Bis 2030 will das Burgenland energieautark und klimaneutral sein. "Das Burgenland hat bereits Anfang der 2000er-Jahre auf das Thema erneuerbare Energie gesetzt und nimmt seit 2013 durch seine damit erreichte bilanzielle Stromautarkie eine Vorreiterrolle unter den europäischen Regionen ein", heißt es aus dem Land Burgenland.

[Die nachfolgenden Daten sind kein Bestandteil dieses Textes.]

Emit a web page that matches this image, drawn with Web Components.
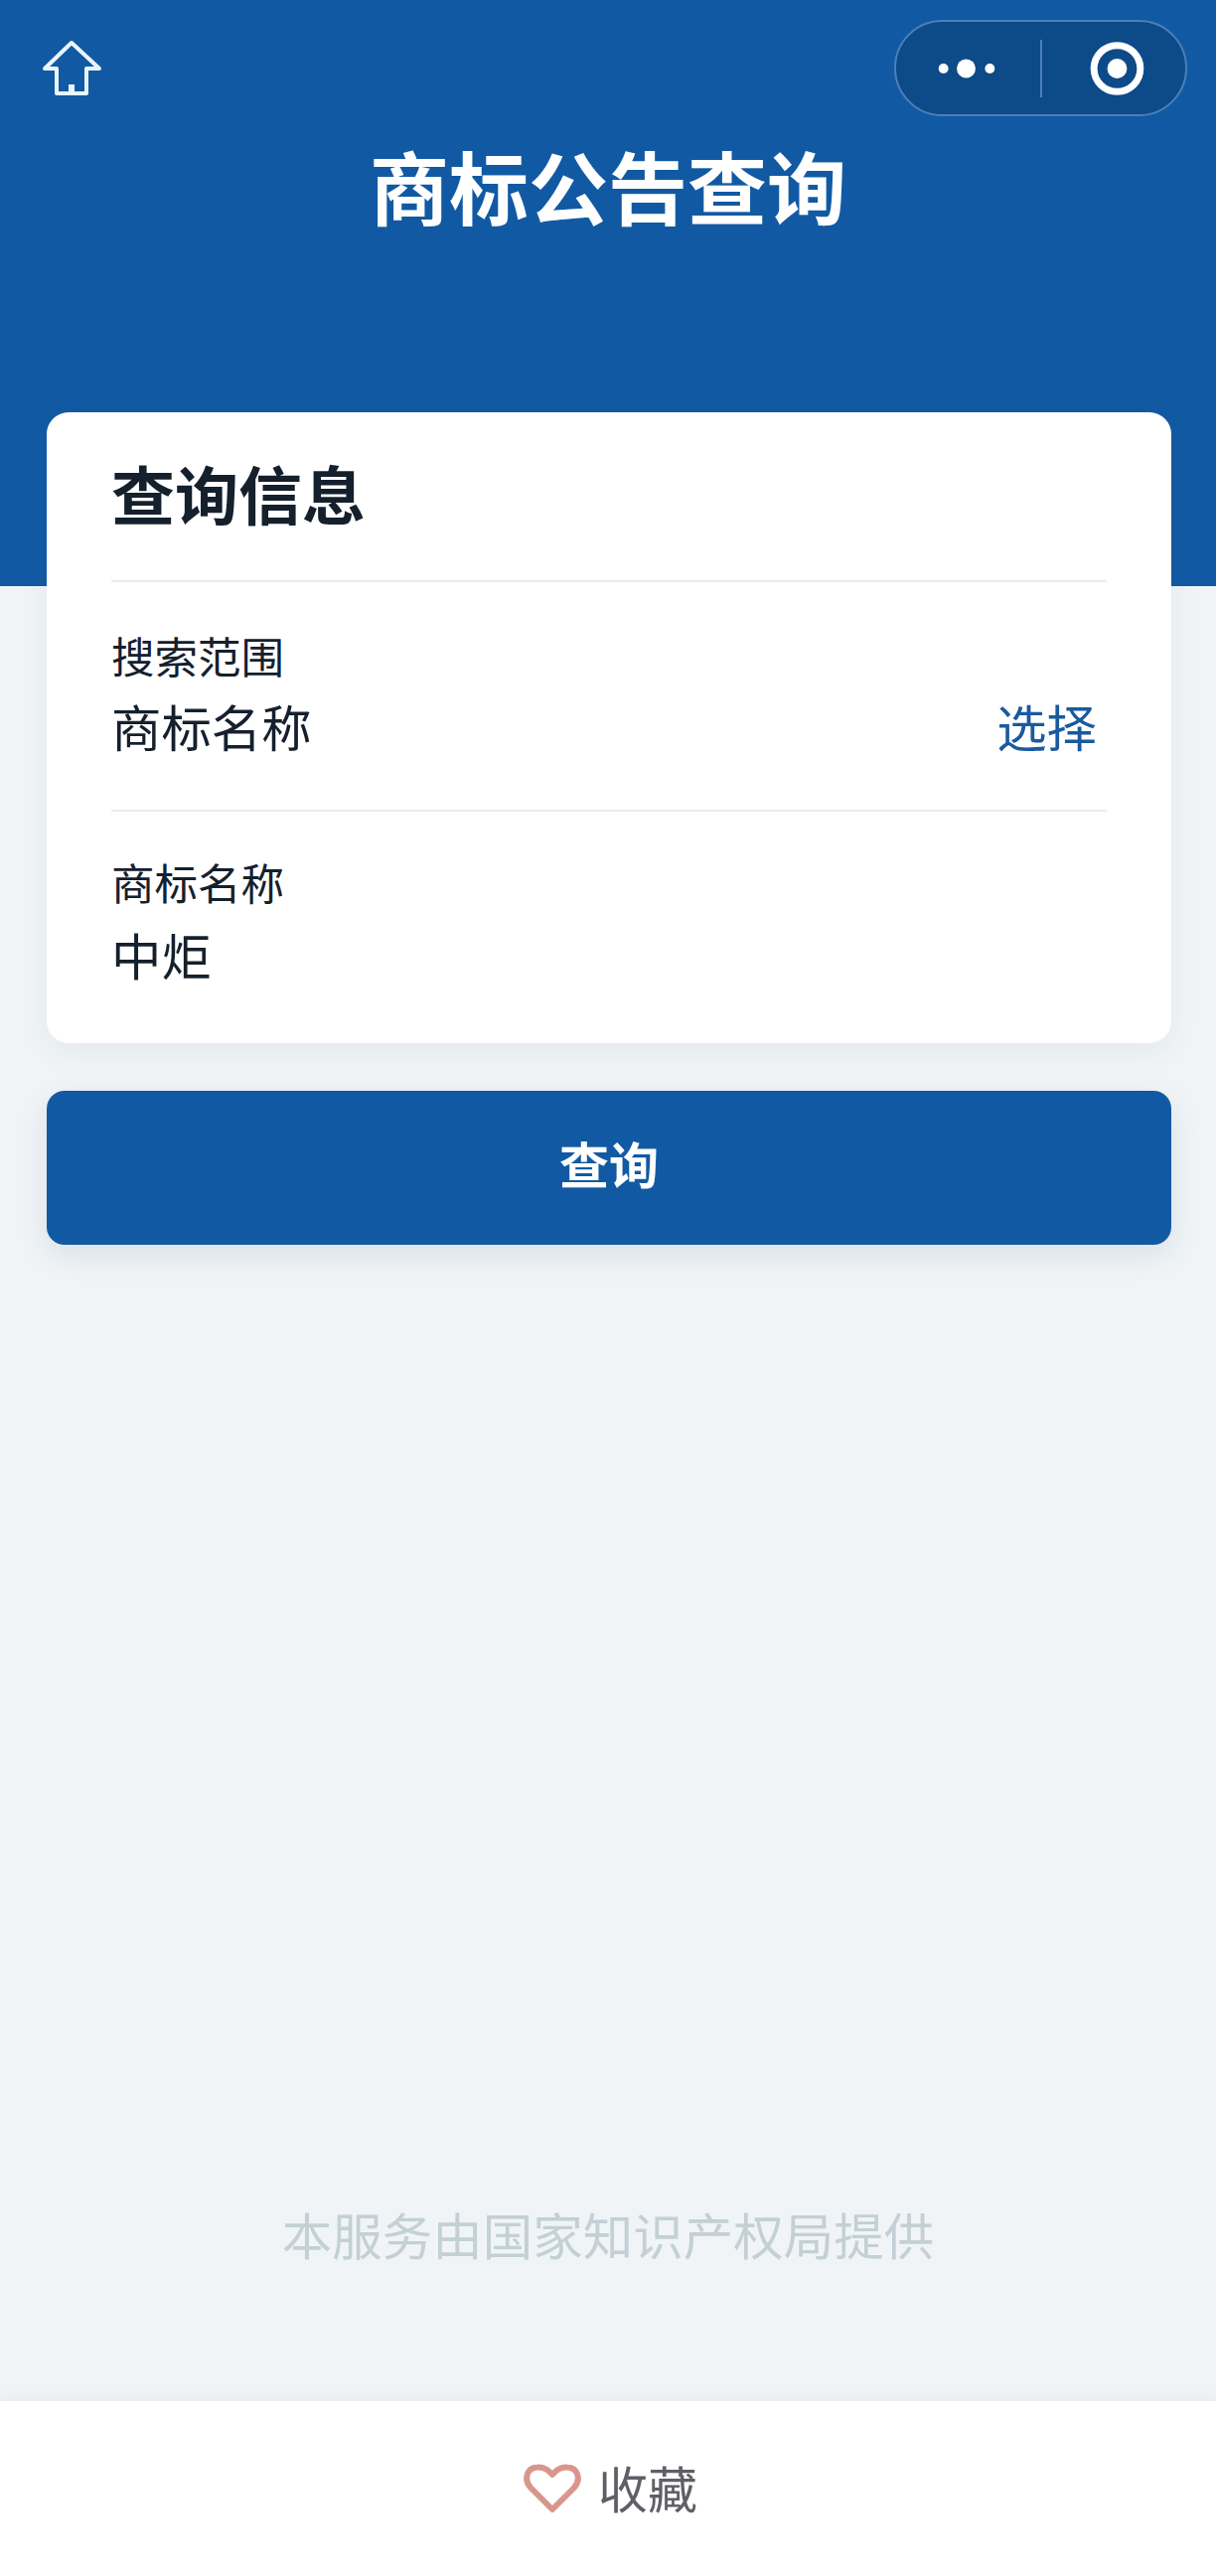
<!DOCTYPE html>
<html lang="zh-CN">
<head>
<meta charset="utf-8">
<title>商标公告查询</title>
<style>
html, body {
    margin: 0;
    padding: 0;
}
body {
    background: #f0f4f7;
    color: #15202d;
    font-family: "Noto Sans CJK SC", "Noto Sans", sans-serif;
}
</style>
</head>
<body>

<tm-page>
    <tm-header slot="header" title="商标公告查询"></tm-header>
    <tm-card heading="查询信息">
        <tm-row label="搜索范围" value="商标名称" action="选择" style="--row-top: 46px; --row-gap: 13px; --row-bottom: 54px"></tm-row>
        <tm-row label="商标名称" value="中炬" style="--row-top: 43px; --row-gap: 15px; --row-bottom: 58px"></tm-row>
    </tm-card>
    <tm-button>查询</tm-button>
    <tm-note slot="note">本服务由国家知识产权局提供</tm-note>
    <tm-favourite slot="bar">收藏</tm-favourite>
</tm-page>

<script>
(function() {
    // small helper: every element here just clones its template into an open shadow root
    function makeTemplate(html) {
        const template = document.createElement('template');
        template.innerHTML = html;
        return template;
    }

    class Base extends HTMLElement {
        constructor() {
            super();
            this.attachShadow({mode: 'open'});
            this.shadowRoot.appendChild(this.constructor.template.content.cloneNode(true));
        }

        fill(selector, value) {
            this.shadowRoot.querySelector(selector).textContent = value || '';
        }
    }

    /*
     * Page frame: blue header, content column, note pushed down, white bar
     */
    class TmPage extends Base {
        static get template() { return pageTemplate; }
    }
    const pageTemplate = makeTemplate(`
<style>
:host {
    display: flex;
    flex-direction: column;
    height: 2593px;
}
.content {
    display: flex;
    flex-direction: column;
    flex: 1;
    padding: 0 45px 0 47px;
    margin-top: -175px;
}
.note {
    display: block;
    margin-top: auto;
    padding-bottom: 134px;
}
</style>
<slot name="header"></slot>
<div class="content">
    <slot></slot>
    <div class="note"><slot name="note"></slot></div>
</div>
<slot name="bar"></slot>
`);

    /*
     * Header with home icon, mini program capsule and the title
     */
    class TmHeader extends Base {
        static get template() { return headerTemplate; }

        connectedCallback() {
            this.fill('h1', this.getAttribute('title'));
        }
    }
    const headerTemplate = makeTemplate(`
<style>
:host {
    display: block;
    height: 590px;
    background: #115aa3;
    box-sizing: border-box;
    padding-top: 20px;
}
.top {
    display: flex;
    justify-content: space-between;
    align-items: flex-start;
    padding: 0 29px 0 40px;
}
.home {
    display: block;
    width: 66px;
    height: 62px;
    margin-top: 18px;
}
.capsule {
    display: flex;
    align-items: center;
    box-sizing: border-box;
    width: 295px;
    height: 97px;
    border: 2px solid #4c7fb9;
    border-radius: 49px;
    background: #0d4a88;
}
.capsule svg {
    display: block;
}
.more {
    width: 146px;
    height: 93px;
}
.line {
    width: 2px;
    height: 58px;
    background: #4c7fb9;
}
.target {
    width: 145px;
    height: 93px;
}
h1 {
    margin: 18px 0 0;
    height: 100px;
    font-size: 80px;
    line-height: 100px;
    font-weight: 700;
    color: #fff;
    text-align: center;
}
</style>
<div class="top">
    <svg class="home" viewBox="0 0 66 62" fill="none">
        <path d="M32 5 L5 31 H17 V56 H47 V31 H60 Z" stroke="#e9f5ff" stroke-width="4" stroke-linejoin="round"/>
        <rect x="29" y="47" width="6" height="9" fill="#e9f5ff"/>
    </svg>
    <div class="capsule">
        <svg class="more" viewBox="0 0 146 93" fill="#fff">
            <circle cx="48" cy="47" r="5"/>
            <circle cx="71" cy="47" r="9.5"/>
            <circle cx="95" cy="47" r="5"/>
        </svg>
        <div class="line"></div>
        <svg class="target" viewBox="0 0 145 93" fill="none">
            <circle cx="76" cy="47" r="23.5" stroke="#fff" stroke-width="7"/>
            <circle cx="76" cy="47" r="10" fill="#fff"/>
        </svg>
    </div>
</div>
<h1></h1>
`);

    /*
     * White card holding the form rows
     */
    class TmCard extends Base {
        static get template() { return cardTemplate; }

        connectedCallback() {
            this.fill('h2', this.getAttribute('heading'));
        }
    }
    const cardTemplate = makeTemplate(`
<style>
:host {
    display: block;
    box-sizing: border-box;
    height: 635px;
    padding: 0 65px;
    background: #fff;
    border-radius: 22px;
    box-shadow: 0 8px 30px rgba(60, 80, 100, 0.07);
}
h2 {
    margin: 0;
    box-sizing: border-box;
    height: 171px;
    padding-top: 32px;
    font-size: 64px;
    line-height: 96px;
    font-weight: 700;
    color: #15202d;
    border-bottom: 2px solid #e9ebed;
}
</style>
<h2></h2>
<slot></slot>
`);

    /*
     * One form row: small label, big value, optional link on the right
     */
    class TmRow extends Base {
        static get template() { return rowTemplate; }

        connectedCallback() {
            this.fill('.label', this.getAttribute('label'));
            this.fill('.value', this.getAttribute('value'));
            this.fill('.action', this.getAttribute('action'));
        }
    }
    const rowTemplate = makeTemplate(`
<style>
:host {
    display: block;
    box-sizing: border-box;
    padding: var(--row-top) 0 var(--row-bottom);
    border-bottom: 2px solid #e9ebed;
}
:host(:last-child) {
    border-bottom: 0;
}
.label {
    font-size: 43.5px;
    line-height: 56px;
    color: #15202d;
}
.line {
    display: flex;
    justify-content: space-between;
    margin-top: var(--row-gap);
    padding-right: 10px;
}
.value, .action {
    font-size: 50.4px;
    line-height: 60px;
}
.value {
    color: #15202d;
}
.action {
    color: #1a5a9e;
}
</style>
<div class="label"></div>
<div class="line">
    <span class="value"></span>
    <span class="action"></span>
</div>
`);

    class TmButton extends Base {
        static get template() { return buttonTemplate; }
    }
    const buttonTemplate = makeTemplate(`
<style>
:host {
    display: flex;
    align-items: center;
    justify-content: center;
    box-sizing: border-box;
    height: 155px;
    padding-bottom: 12px;
    margin-top: 48px;
    background: #115aa3;
    border-radius: 18px;
    box-shadow: 0 10px 30px rgba(60, 80, 100, 0.12);
    color: #fff;
    font-size: 50px;
    font-weight: 700;
}
</style>
<slot></slot>
`);

    class TmNote extends Base {
        static get template() { return noteTemplate; }
    }
    const noteTemplate = makeTemplate(`
<style>
:host {
    display: block;
    margin-left: -47px;
    margin-right: -45px;
    height: 70px;
    font-size: 50.5px;
    line-height: 70px;
    color: #c3d0d5;
    text-align: center;
}
</style>
<slot></slot>
`);

    /*
     * White bottom bar with the heart and its label
     */
    class TmFavourite extends Base {
        static get template() { return favouriteTemplate; }
    }
    const favouriteTemplate = makeTemplate(`
<style>
:host {
    display: flex;
    align-items: center;
    justify-content: center;
    gap: 17px;
    height: 176px;
    padding-left: 5px;
    box-sizing: border-box;
    background: #fff;
    box-shadow: 0 -2px 12px rgba(60, 80, 100, 0.06);
    color: #5f6066;
    font-size: 50px;
    position: relative;
}
svg {
    display: block;
    width: 58px;
    height: 50px;
}
.text {
    padding-bottom: 5px;
}
</style>
<svg viewBox="0 0 58 50" fill="none">
    <path d="M29 46 L7 24 C0 16 3 4 14 3.5 C20 3 25 6 29 11 C33 6 38 3 44 3.5 C55 4 58 16 51 24 Z" stroke="#d8968c" stroke-width="6" stroke-linejoin="round"/>
</svg>
<span class="text"><slot></slot></span>
`);

    customElements.define('tm-page', TmPage);
    customElements.define('tm-header', TmHeader);
    customElements.define('tm-card', TmCard);
    customElements.define('tm-row', TmRow);
    customElements.define('tm-button', TmButton);
    customElements.define('tm-note', TmNote);
    customElements.define('tm-favourite', TmFavourite);
})();
</script>
</body>
</html>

Und es wird versucht, Privatpersonen das Einleiten von Solarstrom zu erleichtern – 2022 werden das rund 12.000 Haushalte sein, was manchmal heißt, dass in den Netzausbau investiert werden muss.

"Wir produzieren jährlich etwas weniger als eine Terawattstunde Energie und vertreiben die doppelte Menge", erklärt Jürgen Schwarz von der Burgenland Energie. Woher der Rest kommt? Rund eine Terawattstunde der vertriebenen Energie ist Erdgas. Insgesamt wurden im Burgenland 2020 rund neun TWh Energie verbraucht, gibt die Statistik Austria an. "Sieben TWh werden im Burgenland selbst erzeugt", rechnet Schwarz vor. Bis 2030 müssen also noch weitere sieben Terawattstunden substituiert werden. Und das wird sich ausgehen, dessen ist sich nicht nur Schwarz, sondern auch das Land Burgenland sicher.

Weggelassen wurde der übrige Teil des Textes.